Technical Market Support » Metallurgical Coal
Three Australian coals from different coal measures were washed to produce a vitrinite rich fraction (VRF) and an inertinite rich fraction (IRF). Five blend samples of each coal with the same overall bulk quality and grind but different VRF and IRF grinds were produced. These blends were then coked under the same conditions in the BMA Research Coke Oven (RCO).
The grind of the IRF was found to impact coke strength. For Coal A (a high rank German Creek Formation coal) and Coal B (a mid vol Illawarra Coal Measures coal) the finer the grind of the IRF, the stronger the coke. Coal C (a high rank Rangal Coal Measures coal) showed the reverse tendency.

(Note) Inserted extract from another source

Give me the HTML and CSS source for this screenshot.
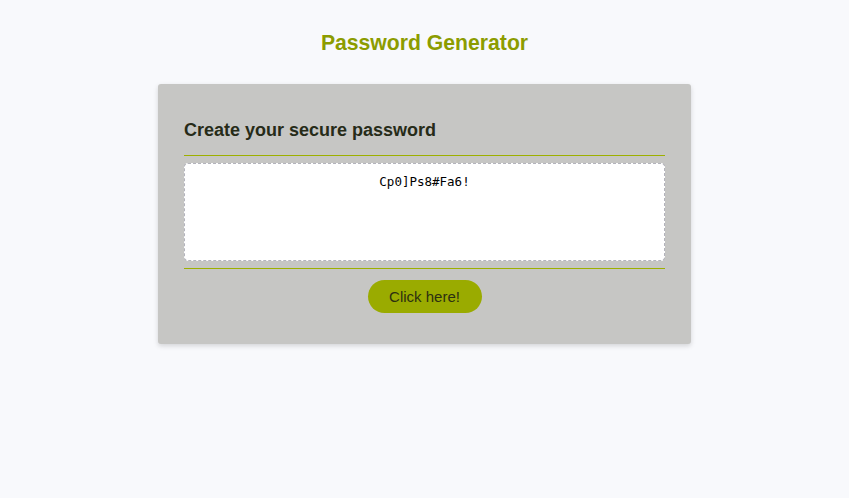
FILE: index.html
```html
<!DOCTYPE html>
<html>
<head>
<meta charset="utf-8">
<link rel="stylesheet" href="styles.css">
</head>
<body>
<h1 class="title">Password Generator</h1>
<div class="card">
  <h2 class="card-title">Create your secure password</h2>
  <div class="rule"></div>
  <textarea class="output" readonly>Cp0]Ps8#Fa6!</textarea>
  <div class="rule"></div>
  <div class="actions"><button class="btn">Click here!</button></div>
</div>
</body>
</html>
```
FILE: styles.css
```css
html, body { margin: 0; padding: 0; }
body {
  background: #f8f9fc;
  font-family: "Liberation Sans", Arial, sans-serif;
  height: 498px;
  padding-top: 31px;
  box-sizing: border-box;
}
.title {
  margin: 0 0 29px;
  text-align: center;
  font-size: 21.2px;
  line-height: 24px;
  font-weight: bold;
  color: #8c9c00;
}
.card {
  width: 533px;
  box-sizing: border-box;
  margin: 0 auto;
  background: #c6c6c4;
  border-radius: 3px;
  box-shadow: 0 2px 5px rgba(0,0,0,0.15);
  padding: 36px 26px 31px;
}
.card-title {
  margin: 0 0 14px;
  font-size: 18px;
  line-height: 21px;
  font-weight: bold;
  color: #262b18;
}
.rule { height: 1px; background: #9db000; }
.output {
  display: block;
  width: 100%;
  height: 98px;
  box-sizing: border-box;
  margin: 7px 0 7px;
  border: 1px dashed #b4b4bc;
  border-radius: 4px;
  background: #fff;
  resize: none;
  text-align: center;
  font-family: "DejaVu Sans Mono", monospace;
  font-size: 12.5px;
  line-height: 15px;
  padding: 10px;
  color: #000;
  outline: none;
}
.actions { display: flex; justify-content: center; margin-top: 11px; }
.btn {
  width: 114px;
  height: 33px;
  border: none;
  border-radius: 17px;
  background: #9aab00;
  color: #2c3010;
  font-family: "Liberation Sans", Arial, sans-serif;
  font-size: 15px;
  padding: 0;
}
```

Optical imaging techniques were used to analyse the coke oven feeds. The amount and size of liberated vitrinite, inertinite, liptinite and minerals were determined. In addition, the amount, size and type of composite grains were also determined (vitrinite dominant, vitrinite rich, inertinite, inertinite dominant, inertinite rich, mineral dominant, mineral rich and liptinite dominant, liptinite rich). For Coals A and B the finer the size of the inert rich grains, the stronger the coke. Further the relationship between strength and inertinite grain size measured by coal grain analysis was more linear than the relationship between coke strength and IRF grind. Predictions would be expected to be more reliable using coal grain analysis results than IRF grind. For Coal C there was also a positive correlation between coke volume breakage strength and the amount of large composite grains in the coal sample. It is speculated that the low dilatation of Coal C requires very close association between the inerts and the vitrinite during coking to effectively bond the inerts into the structure. Further work is planned to better define the mechanism.